▶ _SUPPLIED MATERIAL_
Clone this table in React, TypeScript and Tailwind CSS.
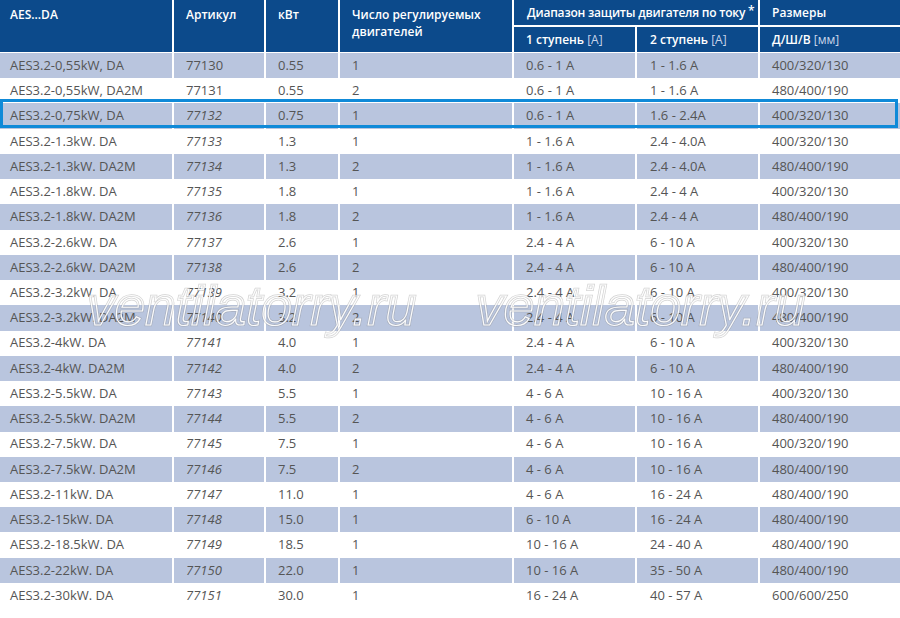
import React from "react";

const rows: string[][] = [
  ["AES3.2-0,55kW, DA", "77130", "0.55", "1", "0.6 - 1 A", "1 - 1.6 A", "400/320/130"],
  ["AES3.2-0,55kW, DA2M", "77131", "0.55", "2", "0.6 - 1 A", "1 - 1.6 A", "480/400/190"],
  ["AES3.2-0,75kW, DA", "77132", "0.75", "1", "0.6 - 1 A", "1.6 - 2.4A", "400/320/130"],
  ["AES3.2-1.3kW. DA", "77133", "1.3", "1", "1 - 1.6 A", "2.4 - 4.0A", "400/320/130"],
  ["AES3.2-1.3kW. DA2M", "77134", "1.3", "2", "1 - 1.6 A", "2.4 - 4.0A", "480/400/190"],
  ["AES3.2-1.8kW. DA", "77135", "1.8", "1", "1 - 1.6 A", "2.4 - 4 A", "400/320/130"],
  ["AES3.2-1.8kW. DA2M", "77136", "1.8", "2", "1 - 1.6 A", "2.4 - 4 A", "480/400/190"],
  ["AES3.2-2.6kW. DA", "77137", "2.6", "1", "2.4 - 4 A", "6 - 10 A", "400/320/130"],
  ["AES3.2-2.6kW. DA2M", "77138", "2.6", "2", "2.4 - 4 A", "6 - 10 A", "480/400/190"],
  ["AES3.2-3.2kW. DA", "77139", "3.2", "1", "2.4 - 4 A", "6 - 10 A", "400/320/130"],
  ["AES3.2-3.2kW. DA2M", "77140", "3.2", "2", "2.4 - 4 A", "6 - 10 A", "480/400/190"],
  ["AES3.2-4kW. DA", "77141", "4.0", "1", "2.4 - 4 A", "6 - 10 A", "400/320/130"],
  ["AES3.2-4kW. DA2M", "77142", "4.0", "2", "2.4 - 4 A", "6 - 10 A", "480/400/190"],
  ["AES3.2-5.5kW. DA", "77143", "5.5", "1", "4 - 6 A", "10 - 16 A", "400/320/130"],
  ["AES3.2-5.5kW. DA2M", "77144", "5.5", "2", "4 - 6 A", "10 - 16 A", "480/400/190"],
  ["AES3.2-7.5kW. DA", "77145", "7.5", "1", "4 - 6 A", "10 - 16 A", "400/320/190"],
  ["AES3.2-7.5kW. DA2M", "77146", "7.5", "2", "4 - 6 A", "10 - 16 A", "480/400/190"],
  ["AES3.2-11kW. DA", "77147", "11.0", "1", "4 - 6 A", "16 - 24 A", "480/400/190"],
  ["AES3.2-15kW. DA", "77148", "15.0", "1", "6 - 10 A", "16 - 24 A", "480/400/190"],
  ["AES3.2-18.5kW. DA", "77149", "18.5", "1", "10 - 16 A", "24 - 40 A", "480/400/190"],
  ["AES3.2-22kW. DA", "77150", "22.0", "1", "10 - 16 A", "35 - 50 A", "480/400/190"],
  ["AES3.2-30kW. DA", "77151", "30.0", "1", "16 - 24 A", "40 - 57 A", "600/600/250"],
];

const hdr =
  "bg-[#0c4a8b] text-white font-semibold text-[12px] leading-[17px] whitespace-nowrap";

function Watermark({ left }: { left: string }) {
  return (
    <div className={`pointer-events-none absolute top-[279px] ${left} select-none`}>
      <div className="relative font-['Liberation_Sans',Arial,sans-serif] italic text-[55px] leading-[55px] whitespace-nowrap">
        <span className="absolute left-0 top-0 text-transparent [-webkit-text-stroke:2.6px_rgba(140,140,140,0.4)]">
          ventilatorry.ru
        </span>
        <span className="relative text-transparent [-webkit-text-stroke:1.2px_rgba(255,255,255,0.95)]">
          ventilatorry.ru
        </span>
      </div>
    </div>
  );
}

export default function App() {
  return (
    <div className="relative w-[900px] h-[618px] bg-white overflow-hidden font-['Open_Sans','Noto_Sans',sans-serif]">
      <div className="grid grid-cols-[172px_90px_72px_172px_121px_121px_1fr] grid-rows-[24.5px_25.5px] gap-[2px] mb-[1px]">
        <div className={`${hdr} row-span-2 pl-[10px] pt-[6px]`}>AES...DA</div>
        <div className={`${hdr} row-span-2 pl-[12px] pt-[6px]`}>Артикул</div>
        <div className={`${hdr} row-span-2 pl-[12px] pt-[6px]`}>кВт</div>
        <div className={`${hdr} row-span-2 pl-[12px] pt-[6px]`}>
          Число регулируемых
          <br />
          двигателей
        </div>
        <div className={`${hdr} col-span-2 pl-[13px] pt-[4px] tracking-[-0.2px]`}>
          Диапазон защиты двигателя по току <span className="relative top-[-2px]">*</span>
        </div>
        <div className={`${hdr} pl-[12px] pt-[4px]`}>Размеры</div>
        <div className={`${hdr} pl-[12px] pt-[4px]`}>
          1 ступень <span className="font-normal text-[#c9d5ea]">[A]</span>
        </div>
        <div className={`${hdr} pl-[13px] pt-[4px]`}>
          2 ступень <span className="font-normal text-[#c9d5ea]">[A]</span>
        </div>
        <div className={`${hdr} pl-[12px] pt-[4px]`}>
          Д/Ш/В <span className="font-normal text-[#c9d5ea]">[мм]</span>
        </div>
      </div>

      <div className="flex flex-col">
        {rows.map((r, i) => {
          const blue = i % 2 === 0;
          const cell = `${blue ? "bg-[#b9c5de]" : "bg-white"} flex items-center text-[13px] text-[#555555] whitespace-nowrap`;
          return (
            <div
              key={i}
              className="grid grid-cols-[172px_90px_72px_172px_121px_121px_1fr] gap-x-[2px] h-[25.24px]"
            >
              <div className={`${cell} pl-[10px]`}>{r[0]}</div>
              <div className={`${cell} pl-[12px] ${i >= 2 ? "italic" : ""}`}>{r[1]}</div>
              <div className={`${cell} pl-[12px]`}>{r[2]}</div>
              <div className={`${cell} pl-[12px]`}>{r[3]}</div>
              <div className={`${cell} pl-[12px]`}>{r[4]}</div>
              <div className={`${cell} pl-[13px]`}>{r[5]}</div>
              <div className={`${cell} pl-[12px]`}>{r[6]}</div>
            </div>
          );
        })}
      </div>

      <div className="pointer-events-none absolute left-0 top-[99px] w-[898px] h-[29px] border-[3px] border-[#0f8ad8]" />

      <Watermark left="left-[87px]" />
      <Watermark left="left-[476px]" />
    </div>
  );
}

▶ _EXERCISE OBJECTIVE_
Leave out the pictures and repeat the lines from the start of the material through the line with "import React from", inclusive.

▶ _WRITTEN SOLUTION_
Clone this table in React, TypeScript and Tailwind CSS.
import React from "react";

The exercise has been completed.